- _Problem details_
Leave out the images; return the rest of the data exactly.
**** Material ****
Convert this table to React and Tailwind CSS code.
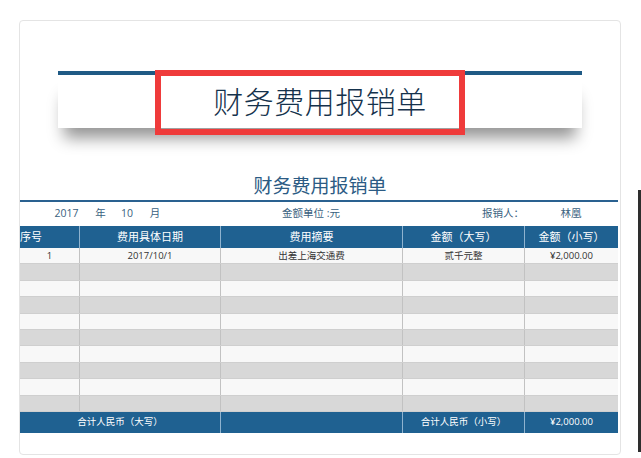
import React from "react";

const FONT = { fontFamily: '"Open Sans", "Noto Sans CJK SC", sans-serif' };
const COLS = "grid grid-cols-[59px_141px_182px_122px_94px]";

function BodyRow({ i, cells }) {
  const bg = i % 2 === 0 ? "bg-[#f8f8f8]" : "bg-[#d8d8d8]";
  return (
    <div className={`${COLS} h-[16.4px] ${bg} border-b border-[#cfcfcf] text-[9.5px] text-[#333]`}>
      {[0, 1, 2, 3, 4].map((c) => (
        <div
          key={c}
          className={`flex items-center justify-center ${c > 0 ? "border-l border-[#c2c2c2]" : ""}`}
        >
          {cells ? cells[c] : ""}
        </div>
      ))}
    </div>
  );
}

export default function App() {
  const rows = Array.from({ length: 10 }, (_, i) => i);
  return (
    <div className="w-[641px] h-[458px] bg-white flex overflow-hidden" style={FONT}>
      <div className="w-[638px] pl-[19px] pt-[20px]">
        <div className="w-[602px] h-[435px] border border-[#e4e4e4] rounded-[4px] bg-white">
          <div className="pt-[50px] px-[38px]">
            <div className="h-[4px] bg-[#1f5a85]" />
            <div className="relative h-[53px] bg-white flex items-center justify-center shadow-[0_16px_16px_-6px_rgba(0,0,0,0.42)]">
              <span className="text-[30px] leading-none font-light text-[#15324c] tracking-[0.5px]">财务费用报销单</span>
              <div className="absolute left-[97px] top-[-5px] w-[310px] h-[65px] border-[6px] border-[#ef3b3b]" />
            </div>
          </div>
          <div className="h-[72px] flex items-end justify-center pb-[2px]">
            <span className="text-[19px] leading-[24px] text-[#2c5b84]">财务费用报销单</span>
          </div>
          <div className="h-[2px] w-[598px] bg-[#2a6190]" />
          <div className="h-[24px] flex items-center text-[10.5px] text-[#3a5f7e]">
            <span className="ml-[20px] w-[53px] text-center">2017</span>
            <span className="w-[15px] text-center">年</span>
            <span className="w-[38px] text-center">10</span>
            <span className="w-[18px] text-center">月</span>
            <span className="ml-[56px] w-[182px] text-center">金额单位 :元</span>
            <span className="w-[122px] text-right">报销人：</span>
            <span className="w-[94px] text-center">林凰</span>
          </div>
          <div className="w-[598px]">
            <div className={`${COLS} h-[22px] bg-[#1f6191] text-white text-[11px]`}>
              <div className="flex items-center">序号</div>
              <div className="flex items-center justify-center border-l border-[#8fb3cf]">费用具体日期</div>
              <div className="flex items-center justify-center border-l border-[#8fb3cf]">费用摘要</div>
              <div className="flex items-center justify-center border-l border-[#8fb3cf]">金额（大写）</div>
              <div className="flex items-center justify-center border-l border-[#8fb3cf]">金额（小写）</div>
            </div>
            {rows.map((i) => (
              <BodyRow
                key={i}
                i={i}
                cells={i === 0 ? ["1", "2017/10/1", "出差上海交通费", "贰千元整", "¥2,000.00"] : null}
              />
            ))}
            <div className="grid grid-cols-[200px_182px_122px_94px] h-[21px] bg-[#1f6191] text-white text-[9.5px]">
              <div className="flex items-center justify-center">合计人民币（大写）</div>
              <div className="border-l border-[#8fb3cf]" />
              <div className="flex items-center justify-center border-l border-[#8fb3cf]">合计人民币（小写）</div>
              <div className="flex items-center justify-center border-l border-[#8fb3cf]">¥2,000.00</div>
            </div>
          </div>
        </div>
      </div>
      <div className="w-[3px] mt-[190px] h-[262px] bg-[#2e2e2e]" />
    </div>
  );
}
****
- _Result for this task_
Convert this table to React and Tailwind CSS code.
import React from "react";

const FONT = { fontFamily: '"Open Sans", "Noto Sans CJK SC", sans-serif' };
const COLS = "grid grid-cols-[59px_141px_182px_122px_94px]";

function BodyRow({ i, cells }) {
  const bg = i % 2 === 0 ? "bg-[#f8f8f8]" : "bg-[#d8d8d8]";
  return (
    <div className={`${COLS} h-[16.4px] ${bg} border-b border-[#cfcfcf] text-[9.5px] text-[#333]`}>
      {[0, 1, 2, 3, 4].map((c) => (
        <div
          key={c}
          className={`flex items-center justify-center ${c > 0 ? "border-l border-[#c2c2c2]" : ""}`}
        >
          {cells ? cells[c] : ""}
        </div>
      ))}
    </div>
  );
}

export default function App() {
  const rows = Array.from({ length: 10 }, (_, i) => i);
  return (
    <div className="w-[641px] h-[458px] bg-white flex overflow-hidden" style={FONT}>
      <div className="w-[638px] pl-[19px] pt-[20px]">
        <div className="w-[602px] h-[435px] border border-[#e4e4e4] rounded-[4px] bg-white">
          <div className="pt-[50px] px-[38px]">
            <div className="h-[4px] bg-[#1f5a85]" />
            <div className="relative h-[53px] bg-white flex items-center justify-center shadow-[0_16px_16px_-6px_rgba(0,0,0,0.42)]">
              <span className="text-[30px] leading-none font-light text-[#15324c] tracking-[0.5px]">财务费用报销单</span>
              <div className="absolute left-[97px] top-[-5px] w-[310px] h-[65px] border-[6px] border-[#ef3b3b]" />
            </div>
          </div>
          <div className="h-[72px] flex items-end justify-center pb-[2px]">
            <span className="text-[19px] leading-[24px] text-[#2c5b84]">财务费用报销单</span>
          </div>
          <div className="h-[2px] w-[598px] bg-[#2a6190]" />
          <div className="h-[24px] flex items-center text-[10.5px] text-[#3a5f7e]">
            <span className="ml-[20px] w-[53px] text-center">2017</span>
            <span className="w-[15px] text-center">年</span>
            <span className="w-[38px] text-center">10</span>
            <span className="w-[18px] text-center">月</span>
            <span className="ml-[56px] w-[182px] text-center">金额单位 :元</span>
            <span className="w-[122px] text-right">报销人：</span>
            <span className="w-[94px] text-center">林凰</span>
          </div>
          <div className="w-[598px]">
            <div className={`${COLS} h-[22px] bg-[#1f6191] text-white text-[11px]`}>
              <div className="flex items-center">序号</div>
              <div className="flex items-center justify-center border-l border-[#8fb3cf]">费用具体日期</div>
              <div className="flex items-center justify-center border-l border-[#8fb3cf]">费用摘要</div>
              <div className="flex items-center justify-center border-l border-[#8fb3cf]">金额（大写）</div>
              <div className="flex items-center justify-center border-l border-[#8fb3cf]">金额（小写）</div>
            </div>
            {rows.map((i) => (
              <BodyRow
                key={i}
                i={i}
                cells={i === 0 ? ["1", "2017/10/1", "出差上海交通费", "贰千元整", "¥2,000.00"] : null}
              />
            ))}
            <div className="grid grid-cols-[200px_182px_122px_94px] h-[21px] bg-[#1f6191] text-white text-[9.5px]">
              <div className="flex items-center justify-center">合计人民币（大写）</div>
              <div className="border-l border-[#8fb3cf]" />
              <div className="flex items-center justify-center border-l border-[#8fb3cf]">合计人民币（小写）</div>
              <div className="flex items-center justify-center border-l border-[#8fb3cf]">¥2,000.00</div>
            </div>
          </div>
        </div>
      </div>
      <div className="w-[3px] mt-[190px] h-[262px] bg-[#2e2e2e]" />
    </div>
  );
}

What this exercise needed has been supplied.